Benim yazılar ortada. İsteyen incelesin. Doğan Grubu ilkelerine göre bir hatam var mı, yok mu? Çörtük'ünkileri zaten mahkemeler inceliyor.

Ve yine Kamuran Çörtük diyor ki: ‘‘Asılsız iddialar.’’

Onca banka hortumcusu arasında yurtdışına çıkış imkánı tanınan tek kişi Karuman Çörtük. Bütün BDDK biliyor ki, Kamuran Çörtük bu ‘‘yasal’’ imkánı, BDDK Tahsilat Daire Başkanı Hasan Tengiz ile kurduğu ‘‘iyi ilişkiler’’ sayesinde elde etmiş. Ve benim iddiam asılsız. Bunlar yakında çıkıp o bankaları biz batırmadık derlerse kimse şaşırmasın sevgili okurlar.

O bankalara para yatıran sizler suçlu olursunuz da, bunlar olmaz.

Buna yüz derler yüz.

4x4'lere müjde


DÖRT tekerden çekişli binek araçlarının ve jeep'lerin çilesi bitiyor. Cumartesi İçişleri Bakanı Abdülkadir Aksu'dan bu ‘‘saçmalığı’’ halletmesini rica etmiştim. Halletmiş.

Emniyet Genel Müdürlüğü'nden arayıp bilgi verdiler.

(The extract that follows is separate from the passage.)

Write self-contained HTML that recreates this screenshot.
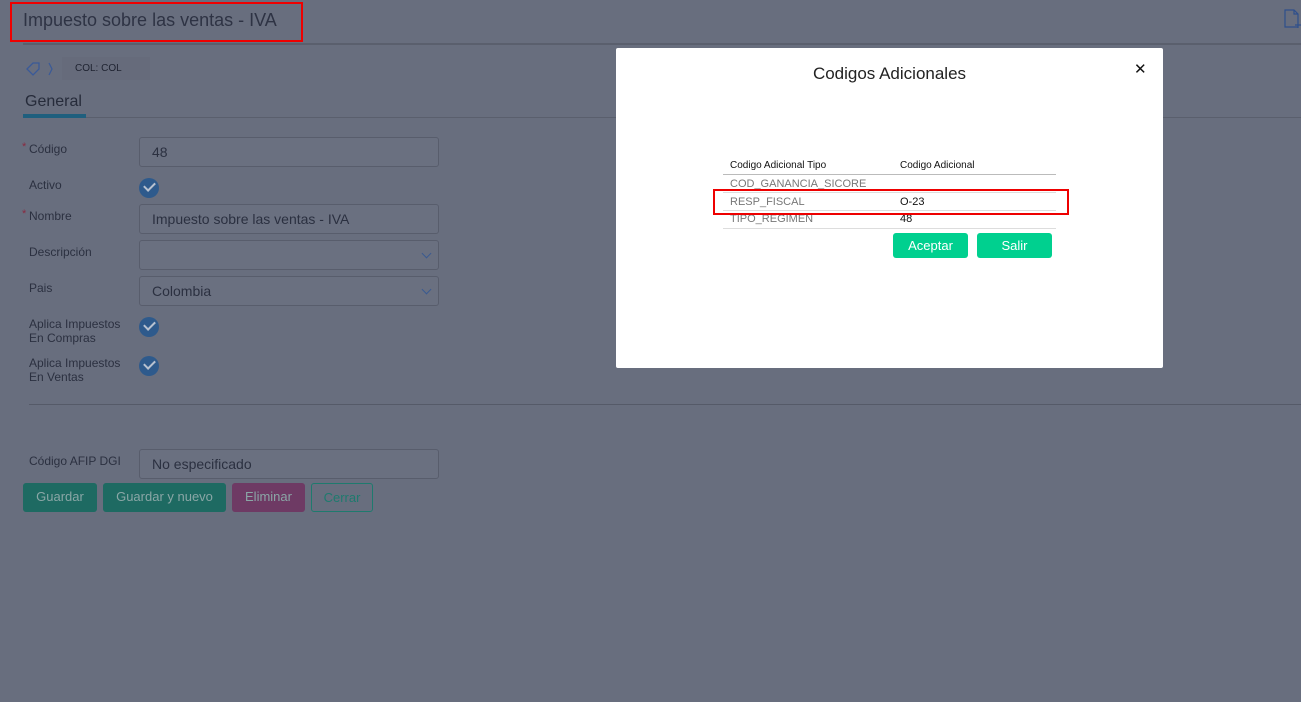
<!DOCTYPE html>
<html><head><meta charset="utf-8"><style>
*{box-sizing:border-box;margin:0;padding:0}
body{width:1301px;height:702px;overflow:hidden;background:#686e7e;font-family:"Liberation Sans",sans-serif;position:relative;color:#2b3040}
.a{position:absolute}
.lbl{position:absolute;left:29px;font-size:12px;color:#2b3040;line-height:14px}
.inp{position:absolute;left:139px;width:300px;height:30px;border:1px solid #585d6c;border-radius:3px;background:#6a7080;font-size:14px;padding:6px 12px;color:#2b3040}
.chk{position:absolute;left:139px;width:20px;height:20px;border-radius:50%;background:#2e5a8c}
.chk:after{content:"";position:absolute;left:5px;top:4px;width:9px;height:5px;border-left:2px solid #b8c2d0;border-bottom:2px solid #b8c2d0;transform:rotate(-45deg)}
.chev{position:absolute;right:8px;top:9px;width:7px;height:7px;border-right:1.5px solid #3a5a90;border-bottom:1.5px solid #3a5a90;transform:rotate(45deg)}
.btn{position:absolute;top:483px;height:29px;border-radius:3px;font-size:13px;color:#8aa6a6;text-align:center;line-height:27px}
.star{color:#8a2a40;font-size:11px;position:absolute;left:22px}
.mb{position:absolute;top:233px;width:75px;height:25px;background:#00d08f;border-radius:3px;color:#fff;font-size:13px;text-align:center;line-height:25px}
.row{position:absolute;left:723px;width:333px;border-bottom:1px solid #ddd;font-size:11px;height:18px}
</style></head><body>
<div class="a" style="left:23px;top:10px;font-size:18px;color:#2e3344">Impuesto sobre las ventas - IVA</div>
<div class="a" style="left:10px;top:2px;width:293px;height:40px;border:2px solid #e00"></div>
<div class="a" style="left:23px;top:43px;width:1278px;height:2px;background:#5a5f6d"></div>
<svg class="a" style="left:1284px;top:9px" width="17" height="20" viewBox="0 0 17 20"><path d="M1 1h9l4 4v13H1z M10 1v4h4 M14 12v7 M11 16h6" fill="none" stroke="#2e4f8c" stroke-width="1.2"/></svg>
<svg class="a" style="left:25px;top:61px" width="30" height="16"><path d="M2 8l6-6h6v6l-6 6z" fill="none" stroke="#3a5a98" stroke-width="1.3"/><path d="M24 2l3 6-3 6" fill="none" stroke="#3a5a98" stroke-width="1.2"/></svg>
<div class="a" style="left:62px;top:57px;width:88px;height:23px;background:#666b7b;font-size:10px;line-height:23px;padding-left:13px;color:#1e2230">COL: COL</div>
<div class="a" style="left:25px;top:93px;font-size:16px;color:#262b3a">General</div>
<div class="a" style="left:23px;top:114px;width:63px;height:4px;background:#1f5f7e"></div>
<div class="a" style="left:86px;top:117px;width:1215px;height:1px;background:#5a5f6d"></div>
<span class="star" style="top:141px">*</span><div class="lbl" style="top:142px">Código</div>
<div class="inp" style="top:137px">48</div>
<div class="lbl" style="top:178px">Activo</div><div class="chk" style="top:178px"></div>
<span class="star" style="top:208px">*</span><div class="lbl" style="top:209px">Nombre</div>
<div class="inp" style="top:204px">Impuesto sobre las ventas - IVA</div>
<div class="lbl" style="top:245px">Descripción</div><div class="inp" style="top:240px"><div class="chev"></div></div>
<div class="lbl" style="top:281px">Pais</div><div class="inp" style="top:276px">Colombia<div class="chev"></div></div>
<div class="lbl" style="top:317px">Aplica Impuestos<br>En Compras</div><div class="chk" style="top:317px"></div>
<div class="lbl" style="top:356px">Aplica Impuestos<br>En Ventas</div><div class="chk" style="top:356px"></div>
<div class="a" style="left:29px;top:404px;width:1272px;height:1px;background:#555a68"></div>
<div class="lbl" style="top:454px">Código AFIP DGI</div><div class="inp" style="top:449px">No especificado</div>
<div class="btn" style="left:23px;width:74px;background:#1e6a62">Guardar</div>
<div class="btn" style="left:103px;width:123px;background:#1e6a62">Guardar y nuevo</div>
<div class="btn" style="left:232px;width:73px;background:#6e3a64">Eliminar</div>
<div class="btn" style="left:311px;width:62px;border:1px solid #1e7a6e;color:#1e7a6e">Cerrar</div>
<div class="a" style="left:616px;top:48px;width:547px;height:320px;background:#fff;border-radius:2px"></div>
<div class="a" style="left:616px;top:64px;width:547px;text-align:center;font-size:17px;color:#222">Codigos Adicionales</div>
<div class="a" style="left:1134px;top:60px;font-size:15px;color:#111">✕</div>
<div class="row" style="top:157px;color:#111;padding-left:7px;padding-top:3px;border-bottom-color:#bbb;font-size:10px">Codigo Adicional Tipo<span class="a" style="left:177px">Codigo Adicional</span></div>
<div class="row" style="top:175px;color:#777;padding-left:7px;padding-top:3px">COD_GANANCIA_SICORE</div>
<div class="row" style="top:193px;color:#777;padding-left:7px;padding-top:3px">RESP_FISCAL<span class="a" style="left:177px;color:#111">O-23</span></div>
<div class="row" style="top:211px;color:#777;padding-left:7px;padding-top:2px">TIPO_REGIMEN<span class="a" style="left:177px;color:#111">48</span></div>
<div class="a" style="left:713px;top:189px;width:356px;height:26px;border:2px solid #e00"></div>
<div class="mb" style="left:893px">Aceptar</div>
<div class="mb" style="left:977px">Salir</div>
</body></html>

Bu konuyla ilgili yönetmeliğin değişmesi için, İçişleri Bakanlığı üzerine düşeni yapmış. Ve arazi araçlarının hız limitlerinin, otomobillerle aynı seviyeye getirilmesi için gereken düzenlemeyi gerçekleştirmiş. Ancak bu düzenlemenin hayata geçmesi için, konuyla ilgili üç bakanın imzası gerekiyormuş.

Bunlar İçişleri, Ulaştırma ve Bayındırlık Bakanları.

İçişleri ve Ulaştırma Bakanları kendi imzalarını atmışlar.

Bayındırlık Bakanı da imzayı atar atmaz iş tamam. Hız limiti otomobillerle aynı. Teşekkürler Sevgili Abdülkadir Aksu.

NE ZAMAN ADAM OLURUZ?


Yazanın kimliği ile değil, yazılanın doğru olup olmadığı ile uğraşmaya başladığımız zaman.